We make of the story what we will. Kendall seems not to care whether we are following or not, yet, with each disjointed image, the story builds to from a multi-layered object, which, like Duchamp’s sculpture, depicts a fragmented whole, a contradiction, a verbal puzzle which must be different for each reader. This is no easy task, since Kendall risks alienating her reader, but what we finally perceive is the central female character, stripped of accepted meaning, violated, but also, somehow, remade and liberated.
Rachel Kendall is fond of manipulating her characters in unexpected and often horrible ways. Only a few of the characters seem to escape this manipulation: in ‘Eat Me, Eat Me’ the apparent victim turns out to be play-acting. And in ‘Solid Gold’ a woman comes into possession of the essence of her cravings. Whilst these two women exercise some element of control over their fate, more often the characters seem possessed by a paralysing lassitude. Their fates have been sealed and they know it; they are merely puppets acting out the fantasies of their creator, who treats them with dispassionate disdain. Men are stripped of their masculinity, women of any vestige of femininity or maternal aspiration. Doom flickers like the bonfire of all their extraneous characteristics – every fibre of vanity or virtue, up in smoke.

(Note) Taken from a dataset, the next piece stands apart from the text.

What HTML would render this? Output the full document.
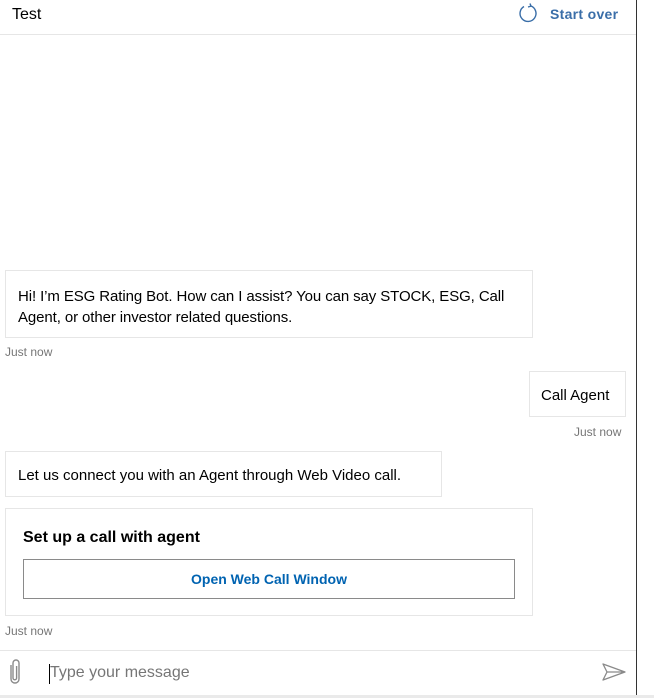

This collection is not an easy reading experience, nor is it in any degree comfortable. There were times when I longed for some relief from the pervading atmosphere of existential gloom, yet there is also an invigorating originality in these stories which makes them irresistible. The stories are often experimental and in these days of anodyne and formulaic cultural expression, we must surely celebrate the nerve of an author who takes a calculated risk and pulls it off with such panache.